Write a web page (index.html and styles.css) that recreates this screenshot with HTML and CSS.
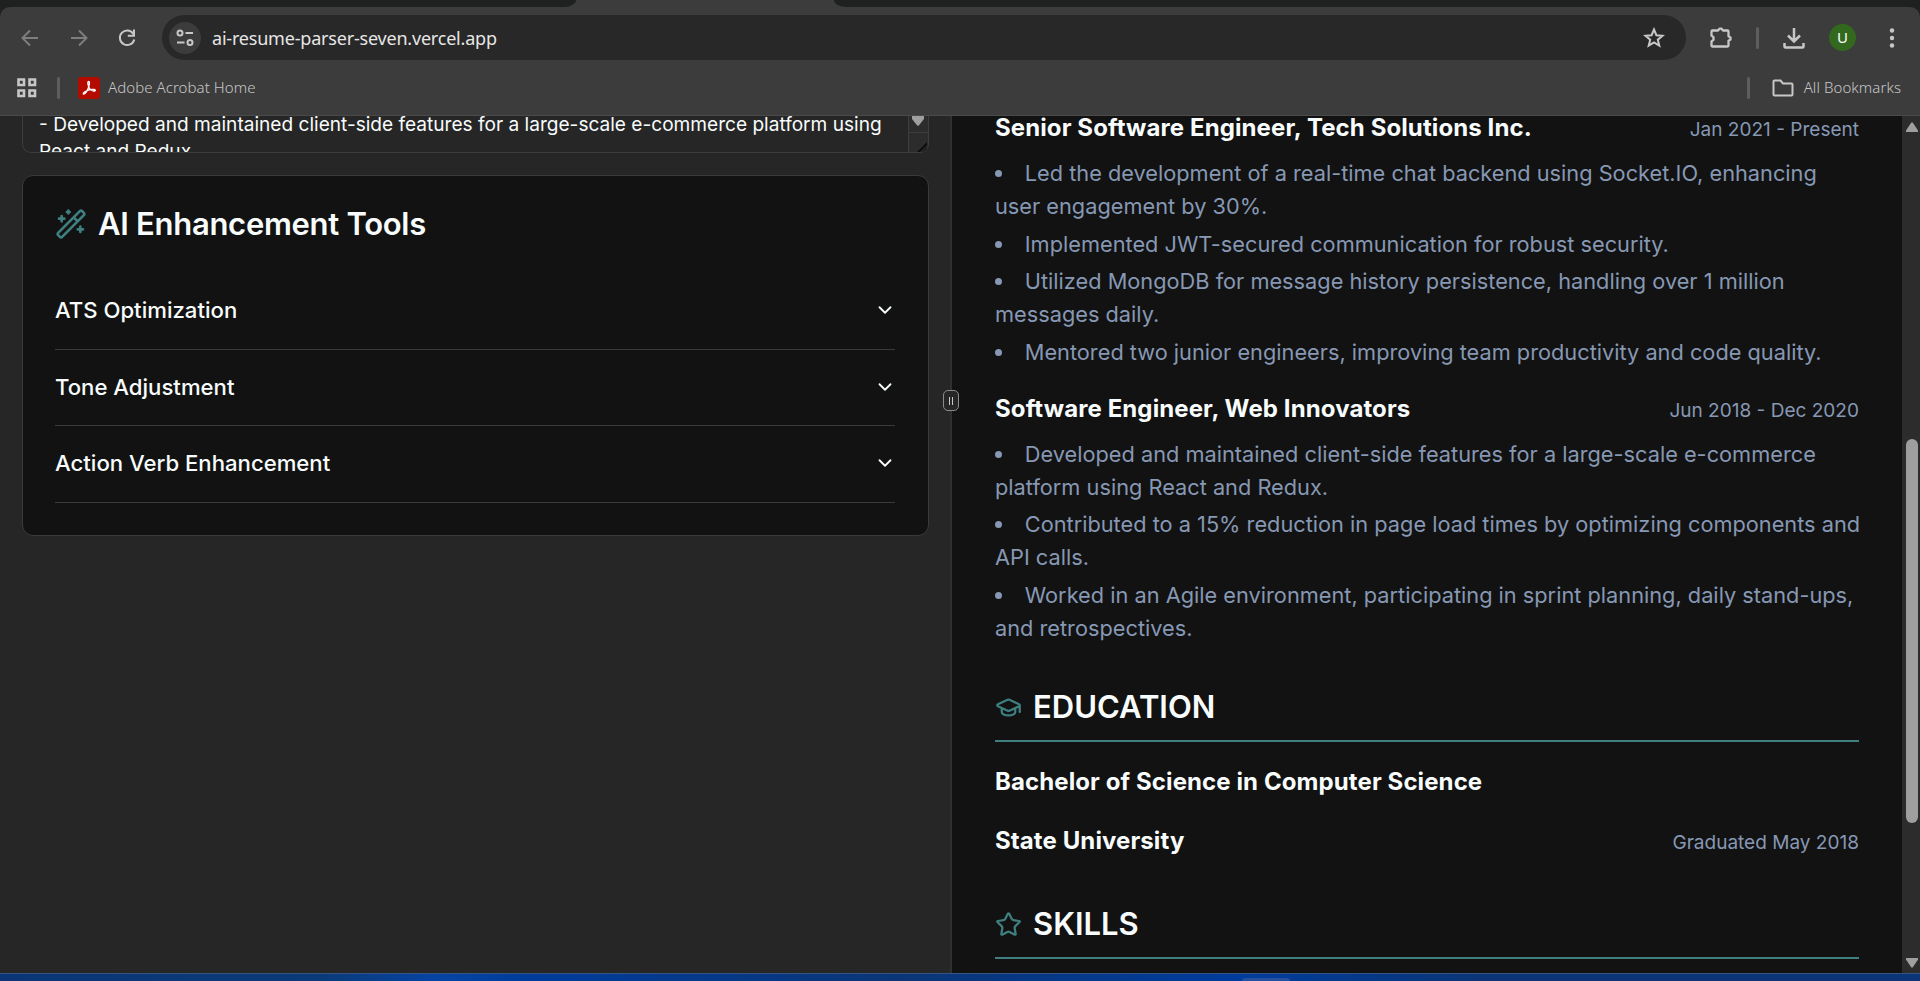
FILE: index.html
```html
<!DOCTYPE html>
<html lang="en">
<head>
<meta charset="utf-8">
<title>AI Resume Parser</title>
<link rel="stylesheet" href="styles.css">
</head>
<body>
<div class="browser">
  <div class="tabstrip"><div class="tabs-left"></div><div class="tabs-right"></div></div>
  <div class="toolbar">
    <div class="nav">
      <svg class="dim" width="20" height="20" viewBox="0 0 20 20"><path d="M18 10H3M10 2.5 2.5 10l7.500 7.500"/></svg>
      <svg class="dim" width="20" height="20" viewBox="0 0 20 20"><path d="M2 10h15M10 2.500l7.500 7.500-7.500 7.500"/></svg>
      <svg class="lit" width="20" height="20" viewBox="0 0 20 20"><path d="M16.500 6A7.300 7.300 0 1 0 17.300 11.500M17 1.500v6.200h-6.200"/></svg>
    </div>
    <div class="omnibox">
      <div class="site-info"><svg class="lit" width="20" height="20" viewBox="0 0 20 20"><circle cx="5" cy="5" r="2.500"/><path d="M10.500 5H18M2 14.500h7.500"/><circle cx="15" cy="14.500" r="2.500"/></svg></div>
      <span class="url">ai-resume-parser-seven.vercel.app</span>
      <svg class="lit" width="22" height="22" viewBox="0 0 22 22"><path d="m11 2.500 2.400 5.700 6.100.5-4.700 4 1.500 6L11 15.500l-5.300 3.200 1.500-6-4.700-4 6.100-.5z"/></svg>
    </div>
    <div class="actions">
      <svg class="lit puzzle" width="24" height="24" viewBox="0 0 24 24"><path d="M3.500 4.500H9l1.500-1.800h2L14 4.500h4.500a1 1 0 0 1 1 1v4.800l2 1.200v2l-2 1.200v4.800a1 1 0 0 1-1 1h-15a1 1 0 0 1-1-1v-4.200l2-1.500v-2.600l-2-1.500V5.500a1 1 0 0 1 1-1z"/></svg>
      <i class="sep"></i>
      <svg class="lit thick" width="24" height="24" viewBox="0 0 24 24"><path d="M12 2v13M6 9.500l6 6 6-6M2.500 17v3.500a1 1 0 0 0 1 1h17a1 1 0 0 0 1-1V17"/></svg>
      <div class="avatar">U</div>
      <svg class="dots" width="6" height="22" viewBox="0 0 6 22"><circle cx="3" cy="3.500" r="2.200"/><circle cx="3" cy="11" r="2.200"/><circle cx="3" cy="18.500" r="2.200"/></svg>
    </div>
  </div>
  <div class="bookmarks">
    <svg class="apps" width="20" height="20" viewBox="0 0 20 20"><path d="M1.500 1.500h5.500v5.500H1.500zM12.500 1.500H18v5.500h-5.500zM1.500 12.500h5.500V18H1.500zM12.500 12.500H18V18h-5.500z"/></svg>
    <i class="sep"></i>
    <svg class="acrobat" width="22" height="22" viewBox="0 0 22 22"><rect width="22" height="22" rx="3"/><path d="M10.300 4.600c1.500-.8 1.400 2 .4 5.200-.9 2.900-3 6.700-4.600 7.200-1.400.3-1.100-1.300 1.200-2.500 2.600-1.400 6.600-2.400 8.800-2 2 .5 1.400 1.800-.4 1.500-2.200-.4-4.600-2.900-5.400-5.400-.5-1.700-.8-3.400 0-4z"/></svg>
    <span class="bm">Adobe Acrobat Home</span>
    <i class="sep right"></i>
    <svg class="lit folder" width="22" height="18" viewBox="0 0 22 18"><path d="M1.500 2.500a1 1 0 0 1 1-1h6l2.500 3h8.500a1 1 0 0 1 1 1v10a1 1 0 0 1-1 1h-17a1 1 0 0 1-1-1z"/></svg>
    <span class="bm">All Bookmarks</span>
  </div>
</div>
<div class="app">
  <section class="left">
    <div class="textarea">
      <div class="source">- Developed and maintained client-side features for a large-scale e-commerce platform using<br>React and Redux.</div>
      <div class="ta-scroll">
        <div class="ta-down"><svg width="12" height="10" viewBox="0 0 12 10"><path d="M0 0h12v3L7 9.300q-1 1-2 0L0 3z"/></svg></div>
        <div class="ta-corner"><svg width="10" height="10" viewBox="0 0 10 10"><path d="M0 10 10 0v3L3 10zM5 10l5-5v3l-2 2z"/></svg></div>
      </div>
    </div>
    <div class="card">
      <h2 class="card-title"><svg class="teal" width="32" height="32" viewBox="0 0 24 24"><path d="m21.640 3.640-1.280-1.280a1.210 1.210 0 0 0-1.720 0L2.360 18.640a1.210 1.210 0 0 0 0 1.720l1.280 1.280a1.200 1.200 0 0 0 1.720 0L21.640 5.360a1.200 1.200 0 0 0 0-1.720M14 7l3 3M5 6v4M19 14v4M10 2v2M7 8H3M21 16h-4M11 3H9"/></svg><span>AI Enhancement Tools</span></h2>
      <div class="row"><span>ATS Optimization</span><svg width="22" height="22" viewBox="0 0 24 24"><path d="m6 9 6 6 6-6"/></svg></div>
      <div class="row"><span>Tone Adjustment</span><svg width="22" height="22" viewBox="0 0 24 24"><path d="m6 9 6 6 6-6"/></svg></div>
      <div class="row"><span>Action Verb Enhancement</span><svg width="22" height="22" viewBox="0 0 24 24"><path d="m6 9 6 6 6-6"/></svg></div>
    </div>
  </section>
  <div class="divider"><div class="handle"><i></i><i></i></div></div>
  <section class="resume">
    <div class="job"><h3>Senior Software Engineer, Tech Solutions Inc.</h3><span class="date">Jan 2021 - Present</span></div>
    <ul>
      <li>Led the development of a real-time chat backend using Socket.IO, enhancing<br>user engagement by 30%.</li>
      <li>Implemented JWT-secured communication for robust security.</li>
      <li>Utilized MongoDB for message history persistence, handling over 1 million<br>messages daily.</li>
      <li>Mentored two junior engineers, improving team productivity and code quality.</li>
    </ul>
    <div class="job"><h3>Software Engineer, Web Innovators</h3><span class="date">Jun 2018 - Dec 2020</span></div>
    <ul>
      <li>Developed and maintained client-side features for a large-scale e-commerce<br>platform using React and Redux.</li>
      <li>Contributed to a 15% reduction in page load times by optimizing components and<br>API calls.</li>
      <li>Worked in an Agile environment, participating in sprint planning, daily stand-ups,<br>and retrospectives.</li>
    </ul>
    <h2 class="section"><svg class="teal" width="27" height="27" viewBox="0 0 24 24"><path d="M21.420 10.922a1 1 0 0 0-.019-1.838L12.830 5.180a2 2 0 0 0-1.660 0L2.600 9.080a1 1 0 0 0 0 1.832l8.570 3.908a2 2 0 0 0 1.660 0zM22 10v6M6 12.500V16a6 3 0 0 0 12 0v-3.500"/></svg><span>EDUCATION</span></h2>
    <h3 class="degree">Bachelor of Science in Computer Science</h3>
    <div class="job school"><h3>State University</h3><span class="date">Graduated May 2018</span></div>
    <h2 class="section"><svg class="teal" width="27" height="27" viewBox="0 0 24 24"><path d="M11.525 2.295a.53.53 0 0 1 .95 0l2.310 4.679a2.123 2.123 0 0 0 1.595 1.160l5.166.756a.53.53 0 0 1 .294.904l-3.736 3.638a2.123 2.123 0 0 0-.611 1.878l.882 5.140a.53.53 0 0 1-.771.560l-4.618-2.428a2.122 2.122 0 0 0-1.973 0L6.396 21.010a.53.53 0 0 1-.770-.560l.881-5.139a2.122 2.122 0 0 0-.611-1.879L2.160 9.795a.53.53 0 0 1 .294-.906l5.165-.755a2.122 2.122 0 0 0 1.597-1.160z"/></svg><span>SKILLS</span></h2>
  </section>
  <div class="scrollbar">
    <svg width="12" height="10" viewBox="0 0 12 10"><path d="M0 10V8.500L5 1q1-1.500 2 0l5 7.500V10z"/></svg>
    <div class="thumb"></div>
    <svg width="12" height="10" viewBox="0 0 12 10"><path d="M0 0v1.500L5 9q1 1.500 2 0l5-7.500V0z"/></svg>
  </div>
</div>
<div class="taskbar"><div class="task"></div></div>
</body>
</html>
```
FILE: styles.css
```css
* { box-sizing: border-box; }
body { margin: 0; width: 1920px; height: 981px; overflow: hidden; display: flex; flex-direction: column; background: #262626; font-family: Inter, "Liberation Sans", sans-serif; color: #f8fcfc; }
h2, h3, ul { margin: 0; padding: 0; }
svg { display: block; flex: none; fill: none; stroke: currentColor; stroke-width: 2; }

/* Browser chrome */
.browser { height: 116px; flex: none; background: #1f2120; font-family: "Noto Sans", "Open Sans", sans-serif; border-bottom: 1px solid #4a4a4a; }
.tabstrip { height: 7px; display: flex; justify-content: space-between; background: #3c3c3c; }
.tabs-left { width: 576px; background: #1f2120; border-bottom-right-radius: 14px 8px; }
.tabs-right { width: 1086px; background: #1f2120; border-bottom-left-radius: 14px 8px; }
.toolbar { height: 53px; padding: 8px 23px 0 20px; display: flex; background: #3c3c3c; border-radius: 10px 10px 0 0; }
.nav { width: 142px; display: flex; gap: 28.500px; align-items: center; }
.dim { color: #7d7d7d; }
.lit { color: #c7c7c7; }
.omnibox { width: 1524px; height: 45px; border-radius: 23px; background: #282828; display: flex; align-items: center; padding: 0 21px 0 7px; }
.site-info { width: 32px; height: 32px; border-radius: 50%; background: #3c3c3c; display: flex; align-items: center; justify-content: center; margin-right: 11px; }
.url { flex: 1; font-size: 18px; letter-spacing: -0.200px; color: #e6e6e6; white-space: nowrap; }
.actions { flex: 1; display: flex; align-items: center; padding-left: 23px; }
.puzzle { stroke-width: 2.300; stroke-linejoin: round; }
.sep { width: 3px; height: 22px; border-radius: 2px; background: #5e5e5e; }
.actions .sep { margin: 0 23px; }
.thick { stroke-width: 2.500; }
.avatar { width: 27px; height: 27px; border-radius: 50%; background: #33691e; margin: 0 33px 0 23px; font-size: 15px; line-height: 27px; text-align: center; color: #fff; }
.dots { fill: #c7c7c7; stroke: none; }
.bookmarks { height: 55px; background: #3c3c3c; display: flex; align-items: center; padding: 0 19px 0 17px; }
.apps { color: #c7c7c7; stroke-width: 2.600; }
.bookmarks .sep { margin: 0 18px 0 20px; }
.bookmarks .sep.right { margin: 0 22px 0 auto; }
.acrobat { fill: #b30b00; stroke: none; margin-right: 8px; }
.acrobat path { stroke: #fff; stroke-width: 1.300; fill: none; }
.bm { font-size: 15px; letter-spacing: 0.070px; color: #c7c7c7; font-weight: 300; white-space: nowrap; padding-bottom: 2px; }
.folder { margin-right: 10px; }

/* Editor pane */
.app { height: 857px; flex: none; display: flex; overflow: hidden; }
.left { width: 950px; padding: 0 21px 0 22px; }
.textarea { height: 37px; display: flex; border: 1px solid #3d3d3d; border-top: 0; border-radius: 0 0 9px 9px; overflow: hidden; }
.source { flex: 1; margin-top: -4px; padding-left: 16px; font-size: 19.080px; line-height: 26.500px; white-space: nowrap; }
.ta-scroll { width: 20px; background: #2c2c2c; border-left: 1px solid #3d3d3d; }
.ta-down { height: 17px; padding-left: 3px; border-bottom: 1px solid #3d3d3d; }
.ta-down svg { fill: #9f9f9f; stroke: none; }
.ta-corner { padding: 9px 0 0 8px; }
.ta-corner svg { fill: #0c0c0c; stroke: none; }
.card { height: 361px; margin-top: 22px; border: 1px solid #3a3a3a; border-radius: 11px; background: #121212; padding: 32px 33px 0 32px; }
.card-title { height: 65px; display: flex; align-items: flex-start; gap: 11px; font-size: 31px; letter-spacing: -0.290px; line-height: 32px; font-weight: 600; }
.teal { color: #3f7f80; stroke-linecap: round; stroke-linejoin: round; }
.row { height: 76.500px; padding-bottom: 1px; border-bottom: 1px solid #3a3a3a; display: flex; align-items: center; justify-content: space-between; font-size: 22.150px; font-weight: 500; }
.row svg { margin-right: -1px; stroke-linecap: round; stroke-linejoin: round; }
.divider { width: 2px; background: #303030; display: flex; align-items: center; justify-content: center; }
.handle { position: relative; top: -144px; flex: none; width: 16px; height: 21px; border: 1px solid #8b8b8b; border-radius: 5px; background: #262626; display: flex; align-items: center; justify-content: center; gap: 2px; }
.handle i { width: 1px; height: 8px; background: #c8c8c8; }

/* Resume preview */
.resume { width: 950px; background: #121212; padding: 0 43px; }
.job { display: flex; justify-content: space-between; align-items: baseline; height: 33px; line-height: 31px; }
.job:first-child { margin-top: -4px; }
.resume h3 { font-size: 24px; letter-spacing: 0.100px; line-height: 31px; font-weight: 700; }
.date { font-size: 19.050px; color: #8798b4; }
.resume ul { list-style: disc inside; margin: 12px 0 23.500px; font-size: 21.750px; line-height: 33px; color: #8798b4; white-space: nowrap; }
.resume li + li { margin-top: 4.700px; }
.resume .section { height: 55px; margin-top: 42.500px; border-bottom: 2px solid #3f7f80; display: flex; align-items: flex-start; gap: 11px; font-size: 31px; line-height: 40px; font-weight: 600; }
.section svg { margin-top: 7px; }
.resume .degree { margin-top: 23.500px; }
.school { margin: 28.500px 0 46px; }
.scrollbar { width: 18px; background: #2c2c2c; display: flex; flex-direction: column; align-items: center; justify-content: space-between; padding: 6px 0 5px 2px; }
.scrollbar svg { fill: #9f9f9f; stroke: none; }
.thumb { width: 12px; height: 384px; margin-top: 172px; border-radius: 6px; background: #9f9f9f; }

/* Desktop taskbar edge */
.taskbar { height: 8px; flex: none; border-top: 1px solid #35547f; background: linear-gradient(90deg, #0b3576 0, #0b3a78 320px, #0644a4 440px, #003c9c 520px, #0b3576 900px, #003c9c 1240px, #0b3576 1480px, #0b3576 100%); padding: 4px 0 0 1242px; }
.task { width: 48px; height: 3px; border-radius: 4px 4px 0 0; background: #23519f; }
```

**The task:** Locate and copy each line in the data above that includes the word "page".

**Completed task:**
Write a web page (index.html and styles.css) that recreates this screenshot with HTML and CSS.
      <li>Contributed to a 15% reduction in page load times by optimizing components and<br>API calls.</li>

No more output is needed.